The topic of renewable energy was not seriously raised until after the hearing, when Murkowski gave members of the public a chance to place their comments on the record. About a dozen community members took to the microphone, mostly to express dissatisfaction at the lack of any renewable energy representation among the panel.

Several commenters expressed concern that Murkowski’s panel seemed to ignore the fact increased reliance on fossil fuels, while in the industry’s best interest and perhaps good for the state in the near term, would worsen the already imminent catastrophe of global climate change.

The Fairbanks Climate Coalition, several of whose members attended the hearing, released a statement critiquing the panel’s lack of renewable energy experts.

Murkowski has not been silent on the importance of renewable energy, though much of the focus she has given renewable energy sources has come due to their ability to improve economic conditions as opposed to preventing carbon emission-impacted climate change.

Princess Lucaj, an actor and writer from Arctic Village, which sits on the edge of ANWR, disagreed strongly with Murkowski and the panel regarding the role of oil and gas development in fueling Alaska’s future.

“We cannot drill our way out of the predicament we find ourselves in as a human species,” Lucaj said. “We must begin to look elsewhere to create jobs.

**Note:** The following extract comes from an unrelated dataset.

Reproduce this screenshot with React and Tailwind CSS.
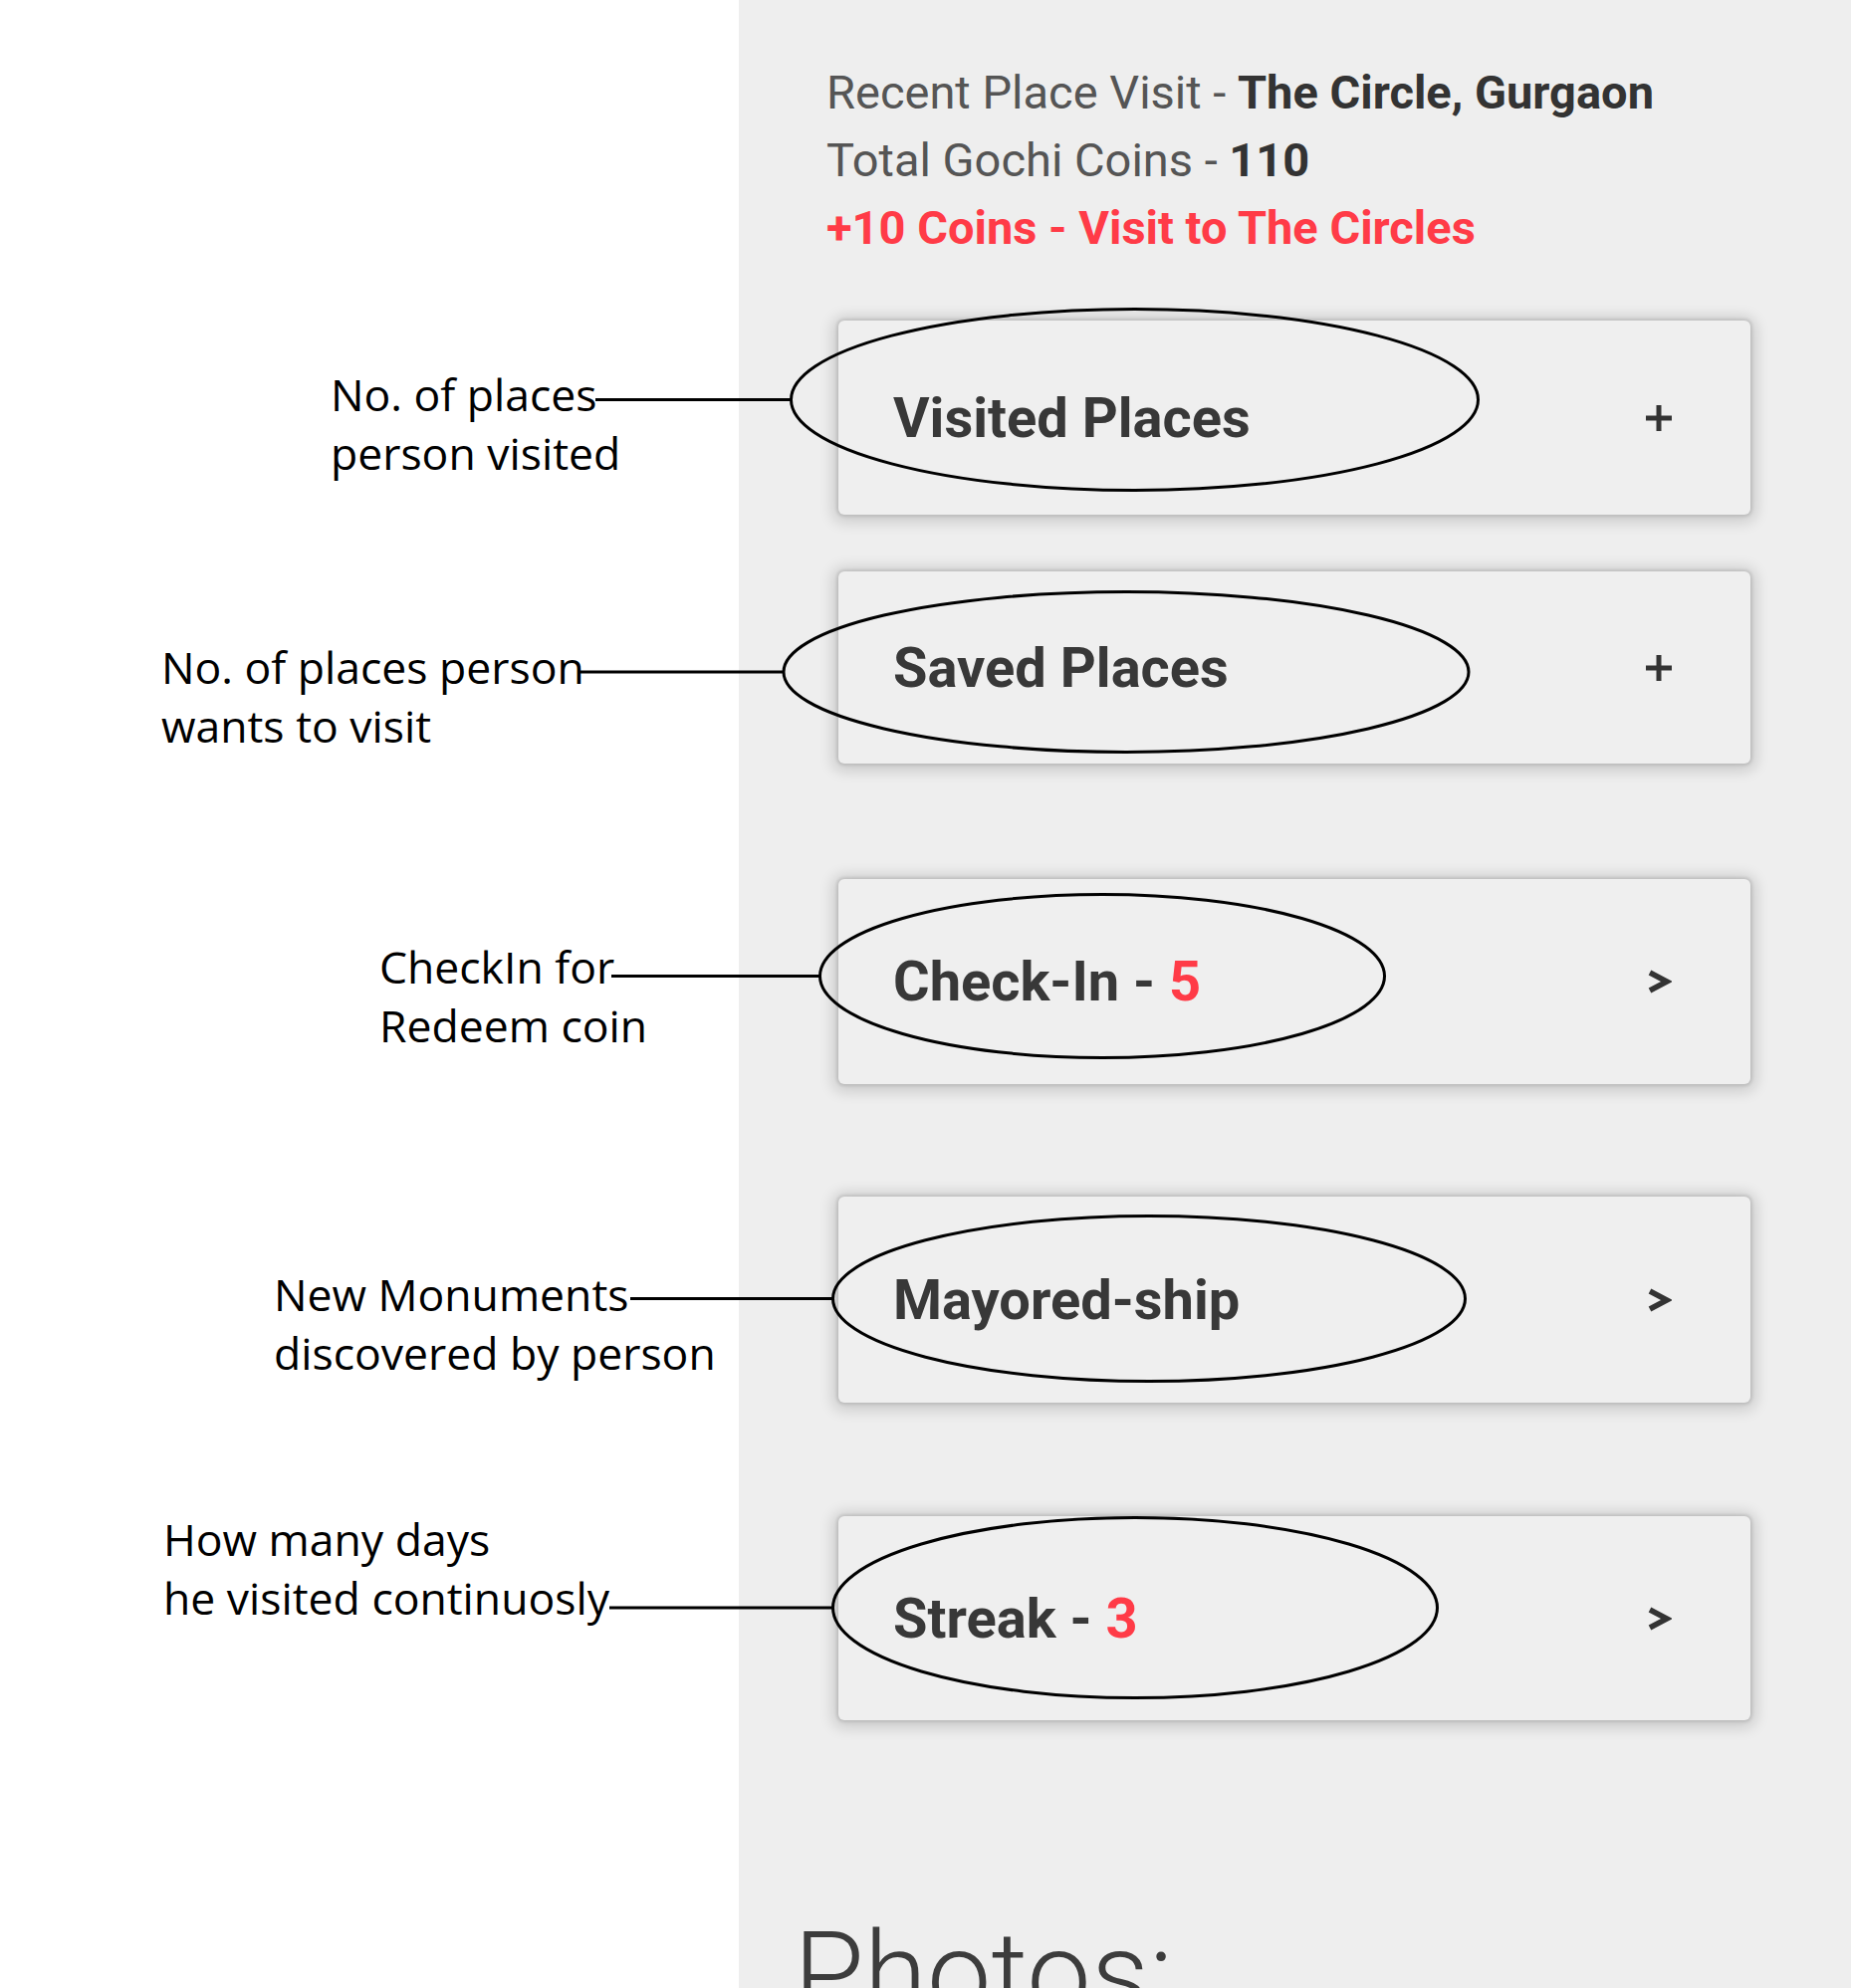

We are suffering today because we didn’t do a good job of diversifying our economy.”

Lucaj reminded the audience that, as far back as 1990, Alaska politicians have known the state needed to diversify its interests and move, at least in part, away from its energy and economic reliance on fossil fuels.

“I feel very strongly that the problem of Alaska’s environmental and economic sustainability has been pawned off on my generation,” Lucaj said. “Why didn’t we do anything 20 years ago when we knew this was coming down the pipeline eventually?”

Murkowski’s stance breaks with that of her detractors at the meeting in that while she sees plenty of opportunity for renewable energy sources, she thinks those resources must be tempered with continued extraction of fossil fuels. Her detractors, on the other hand, view the continued extraction and burning of fossil fuels as both ecologically and economically disastrous.